Ka-dingirra, la puerta de Dios.


En la antigua Mesopotamia, asirios y babilonios usaron el arcadio como lengua franca. A diferencia del sumerio, la escritura arcadia evolucionó hasta formas silábicas completas. Este idioma semita, derivado del afrosiático septentrional, tenía como particular condición una polisemia dual: muchos de los símbolos que componían su fonética carecían de un valor claro; y, en sentido inverso, un determinado sonido no hallaba una correspondencia específica con un símbolo dado. Es posible que esta fuera la lengua de toda la Tierra en tiempos anteriores a los sucesos de Babel.
Separado por tres mil años, el Nuevo Testamento atribuye al milagro de Pentecostés otro fenómeno lingüístico: todos podían escuchar la palabra de los apóstoles en su propio idioma, bajo el influjo que el Sancte Spiritus les había otorgado.
Por supuesto, se trata de dos circunstancias diferentes. La primera describe una característica en la estructura interna de una lengua de la que existen registros históricos por medios de los cuales se infieren esta y otras condiciones, que pudieron derivar en la atomización del idioma arcadio en varios dialectos; la segunda da cuenta de un fenómeno lingüístico sin sustento material, que encierra una máxima filosófica poderosa: había necesariamente algo más allá del idioma hablado que permitió a los discípulos de Jesucristo comunicar la palabra de Dios a sus fieles. Algo más allá de lo material, una última red de sentidos.
Los habitantes de Babilonia no dejaron de entenderse entre sí porque efectivamente hablaran distintas lenguas en un sentido material, sino porque no pudieron ponerse de acuerdo en el sentido de muchos de los argumentos de su propio idioma, lo que constituye un problema de interpretación del lenguaje y, por ende, del mundo. Es, en un sentido más amplio, una controversia política, una discusión acerca de los límites de lo que llamamos realidad. Este análisis nos sitúa una vez más fuera de los límites formales del idioma.
Empiezo a creer, como creyeron otros, que la escritura, lejos de ser un vehículo para comprender el mundo, constituye un vasto obstáculo.

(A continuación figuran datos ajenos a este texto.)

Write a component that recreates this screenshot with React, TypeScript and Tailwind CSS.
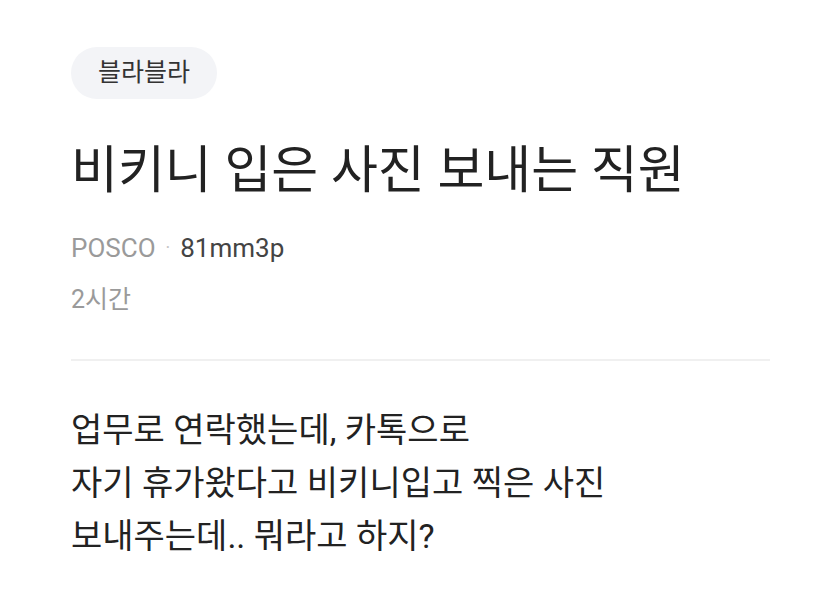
export default function App() {
  return (
    <div
      className="w-[840px] h-[600px] bg-white overflow-hidden"
      style={{ fontFamily: 'Roboto, "Noto Sans CJK KR", sans-serif' }}
    >
      <div className="pl-[71px] pr-[70px] pt-[47px]">
        <div className="inline-flex h-[52px] items-center rounded-full bg-[#f3f4f7] px-[27px] text-[25px] text-[#333]">
          블라블라
        </div>
        <h1 className="mt-[42px] text-[51px] leading-[60px] text-[#222]">
          비키니 입은 사진 보내는 직원
        </h1>
        <div className="mt-[32px] flex items-center text-[26px] leading-[30px]">
          <span className="text-[#9a9a9a]">POSCO</span>
          <span className="mx-[10px] text-[#c4c4c4] text-[18px]">·</span>
          <span className="text-[#444]">81mm3p</span>
        </div>
        <div className="mt-[22px] text-[25px] leading-[30px] text-[#9a9a9a]">2시간</div>
        <div className="mt-[44px] h-[2px] bg-[#f0f0f0]" />
        <div className="mt-[43px] text-[34px] leading-[53px] text-[#222]">
          <p>업무로 연락했는데, 카톡으로</p>
          <p>자기 휴가왔다고 비키니입고 찍은 사진</p>
          <p>보내주는데.. 뭐라고 하지?</p>
        </div>
      </div>
    </div>
  );
}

Obstáculo para los que no saben escribir, dirán con soberbia los más ilustrados. Sin embargo, y en el mismo orden de pensamiento, podría decirse que representa un obstáculo mayor para quienes no saben leer. Para ellos hay que esforzarse más. ¿Qué es entonces saber escribir? Bueno, es posible que el misterio consista en una destreza especial para conmover a quien lee. Y hay que esperar mucho del que lee. La persona que lee, especula. De ella depende en gran medida la construcción solidaria de sentido, la aceptación de un mundo posible que rivalice con su realidad hasta torcerle el brazo. La destreza consiste en tocar unas fibras tales que posibiliten al lector  comprender (interpretar), pero además en darle las claves que lo guíen en la multiplicidad de significados que se despliegan ante él. Por eso, hay que saber leer. Hay que tener la agudeza necesaria para ver esas claves. El verdadero obstáculo no está en la escritura misma, como grafía de una lengua que forma parte de los hechos del mundo; perdurable y concreta, sino en la posibilidad del entendimiento entre las personas más allá del idioma. De otro modo, todas las lenguas serían la misma.